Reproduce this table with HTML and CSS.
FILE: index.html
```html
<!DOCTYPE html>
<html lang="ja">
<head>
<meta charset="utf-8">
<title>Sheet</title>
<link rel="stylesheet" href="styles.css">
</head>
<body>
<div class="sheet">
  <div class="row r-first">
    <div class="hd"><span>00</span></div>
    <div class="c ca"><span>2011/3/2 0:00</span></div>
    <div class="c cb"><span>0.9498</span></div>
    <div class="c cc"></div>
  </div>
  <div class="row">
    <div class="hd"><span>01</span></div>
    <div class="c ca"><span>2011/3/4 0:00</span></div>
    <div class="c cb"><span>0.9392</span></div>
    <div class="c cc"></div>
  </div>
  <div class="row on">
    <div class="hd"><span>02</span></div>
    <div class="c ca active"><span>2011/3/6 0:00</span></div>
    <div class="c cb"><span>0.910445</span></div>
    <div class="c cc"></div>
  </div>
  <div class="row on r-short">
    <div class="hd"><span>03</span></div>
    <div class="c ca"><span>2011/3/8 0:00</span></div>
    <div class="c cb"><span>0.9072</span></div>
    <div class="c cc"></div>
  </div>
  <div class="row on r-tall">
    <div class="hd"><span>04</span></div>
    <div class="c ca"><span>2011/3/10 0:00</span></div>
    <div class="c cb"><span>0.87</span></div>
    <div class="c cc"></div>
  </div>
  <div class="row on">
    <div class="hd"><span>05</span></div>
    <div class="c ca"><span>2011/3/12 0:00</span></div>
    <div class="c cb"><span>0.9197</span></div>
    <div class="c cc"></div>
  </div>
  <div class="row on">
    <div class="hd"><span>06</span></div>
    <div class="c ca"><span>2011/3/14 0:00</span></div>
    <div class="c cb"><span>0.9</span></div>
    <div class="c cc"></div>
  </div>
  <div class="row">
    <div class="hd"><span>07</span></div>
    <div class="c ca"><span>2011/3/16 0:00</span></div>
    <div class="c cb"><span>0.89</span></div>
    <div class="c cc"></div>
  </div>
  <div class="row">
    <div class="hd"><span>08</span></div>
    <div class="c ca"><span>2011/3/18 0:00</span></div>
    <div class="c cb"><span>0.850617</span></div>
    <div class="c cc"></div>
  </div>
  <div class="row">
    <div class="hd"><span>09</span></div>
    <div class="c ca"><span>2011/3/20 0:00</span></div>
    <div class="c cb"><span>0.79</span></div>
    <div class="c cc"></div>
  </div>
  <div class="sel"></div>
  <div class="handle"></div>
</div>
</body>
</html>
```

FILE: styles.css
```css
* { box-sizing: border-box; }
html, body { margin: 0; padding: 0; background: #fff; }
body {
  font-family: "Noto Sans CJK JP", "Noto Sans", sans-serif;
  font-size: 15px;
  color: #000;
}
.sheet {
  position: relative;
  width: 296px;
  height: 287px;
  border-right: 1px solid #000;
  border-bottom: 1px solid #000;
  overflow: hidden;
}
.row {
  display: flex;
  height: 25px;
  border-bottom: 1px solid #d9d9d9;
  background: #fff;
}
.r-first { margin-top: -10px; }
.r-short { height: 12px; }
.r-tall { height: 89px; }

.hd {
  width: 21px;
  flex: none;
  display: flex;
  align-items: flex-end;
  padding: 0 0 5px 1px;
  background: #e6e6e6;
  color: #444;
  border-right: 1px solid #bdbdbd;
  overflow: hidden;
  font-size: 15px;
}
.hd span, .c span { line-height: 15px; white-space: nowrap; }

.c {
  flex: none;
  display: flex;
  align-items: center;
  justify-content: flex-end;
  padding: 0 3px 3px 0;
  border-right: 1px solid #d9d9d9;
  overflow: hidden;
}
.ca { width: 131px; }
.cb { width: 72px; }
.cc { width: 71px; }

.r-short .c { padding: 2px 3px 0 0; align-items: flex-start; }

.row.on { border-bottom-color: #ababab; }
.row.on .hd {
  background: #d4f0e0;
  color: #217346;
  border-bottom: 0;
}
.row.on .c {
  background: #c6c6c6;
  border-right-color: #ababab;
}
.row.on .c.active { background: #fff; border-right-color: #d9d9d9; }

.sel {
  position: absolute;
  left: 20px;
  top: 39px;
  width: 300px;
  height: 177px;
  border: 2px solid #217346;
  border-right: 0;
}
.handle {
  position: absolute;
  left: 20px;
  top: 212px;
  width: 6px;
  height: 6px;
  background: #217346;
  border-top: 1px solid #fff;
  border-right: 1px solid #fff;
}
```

|---|

_What you have to do:_
Extract the whole listing, character for character.

_Task response:_
Reproduce this table with HTML and CSS.
FILE: index.html
```html
<!DOCTYPE html>
<html lang="ja">
<head>
<meta charset="utf-8">
<title>Sheet</title>
<link rel="stylesheet" href="styles.css">
</head>
<body>
<div class="sheet">
  <div class="row r-first">
    <div class="hd"><span>00</span></div>
    <div class="c ca"><span>2011/3/2 0:00</span></div>
    <div class="c cb"><span>0.9498</span></div>
    <div class="c cc"></div>
  </div>
  <div class="row">
    <div class="hd"><span>01</span></div>
    <div class="c ca"><span>2011/3/4 0:00</span></div>
    <div class="c cb"><span>0.9392</span></div>
    <div class="c cc"></div>
  </div>
  <div class="row on">
    <div class="hd"><span>02</span></div>
    <div class="c ca active"><span>2011/3/6 0:00</span></div>
    <div class="c cb"><span>0.910445</span></div>
    <div class="c cc"></div>
  </div>
  <div class="row on r-short">
    <div class="hd"><span>03</span></div>
    <div class="c ca"><span>2011/3/8 0:00</span></div>
    <div class="c cb"><span>0.9072</span></div>
    <div class="c cc"></div>
  </div>
  <div class="row on r-tall">
    <div class="hd"><span>04</span></div>
    <div class="c ca"><span>2011/3/10 0:00</span></div>
    <div class="c cb"><span>0.87</span></div>
    <div class="c cc"></div>
  </div>
  <div class="row on">
    <div class="hd"><span>05</span></div>
    <div class="c ca"><span>2011/3/12 0:00</span></div>
    <div class="c cb"><span>0.9197</span></div>
    <div class="c cc"></div>
  </div>
  <div class="row on">
    <div class="hd"><span>06</span></div>
    <div class="c ca"><span>2011/3/14 0:00</span></div>
    <div class="c cb"><span>0.9</span></div>
    <div class="c cc"></div>
  </div>
  <div class="row">
    <div class="hd"><span>07</span></div>
    <div class="c ca"><span>2011/3/16 0:00</span></div>
    <div class="c cb"><span>0.89</span></div>
    <div class="c cc"></div>
  </div>
  <div class="row">
    <div class="hd"><span>08</span></div>
    <div class="c ca"><span>2011/3/18 0:00</span></div>
    <div class="c cb"><span>0.850617</span></div>
    <div class="c cc"></div>
  </div>
  <div class="row">
    <div class="hd"><span>09</span></div>
    <div class="c ca"><span>2011/3/20 0:00</span></div>
    <div class="c cb"><span>0.79</span></div>
    <div class="c cc"></div>
  </div>
  <div class="sel"></div>
  <div class="handle"></div>
</div>
</body>
</html>
```

FILE: styles.css
```css
* { box-sizing: border-box; }
html, body { margin: 0; padding: 0; background: #fff; }
body {
  font-family: "Noto Sans CJK JP", "Noto Sans", sans-serif;
  font-size: 15px;
  color: #000;
}
.sheet {
  position: relative;
  width: 296px;
  height: 287px;
  border-right: 1px solid #000;
  border-bottom: 1px solid #000;
  overflow: hidden;
}
.row {
  display: flex;
  height: 25px;
  border-bottom: 1px solid #d9d9d9;
  background: #fff;
}
.r-first { margin-top: -10px; }
.r-short { height: 12px; }
.r-tall { height: 89px; }

.hd {
  width: 21px;
  flex: none;
  display: flex;
  align-items: flex-end;
  padding: 0 0 5px 1px;
  background: #e6e6e6;
  color: #444;
  border-right: 1px solid #bdbdbd;
  overflow: hidden;
  font-size: 15px;
}
.hd span, .c span { line-height: 15px; white-space: nowrap; }

.c {
  flex: none;
  display: flex;
  align-items: center;
  justify-content: flex-end;
  padding: 0 3px 3px 0;
  border-right: 1px solid #d9d9d9;
  overflow: hidden;
}
.ca { width: 131px; }
.cb { width: 72px; }
.cc { width: 71px; }

.r-short .c { padding: 2px 3px 0 0; align-items: flex-start; }

.row.on { border-bottom-color: #ababab; }
.row.on .hd {
  background: #d4f0e0;
  color: #217346;
  border-bottom: 0;
}
.row.on .c {
  background: #c6c6c6;
  border-right-color: #ababab;
}
.row.on .c.active { background: #fff; border-right-color: #d9d9d9; }

.sel {
  position: absolute;
  left: 20px;
  top: 39px;
  width: 300px;
  height: 177px;
  border: 2px solid #217346;
  border-right: 0;
}
.handle {
  position: absolute;
  left: 20px;
  top: 212px;
  width: 6px;
  height: 6px;
  background: #217346;
  border-top: 1px solid #fff;
  border-right: 1px solid #fff;
}
```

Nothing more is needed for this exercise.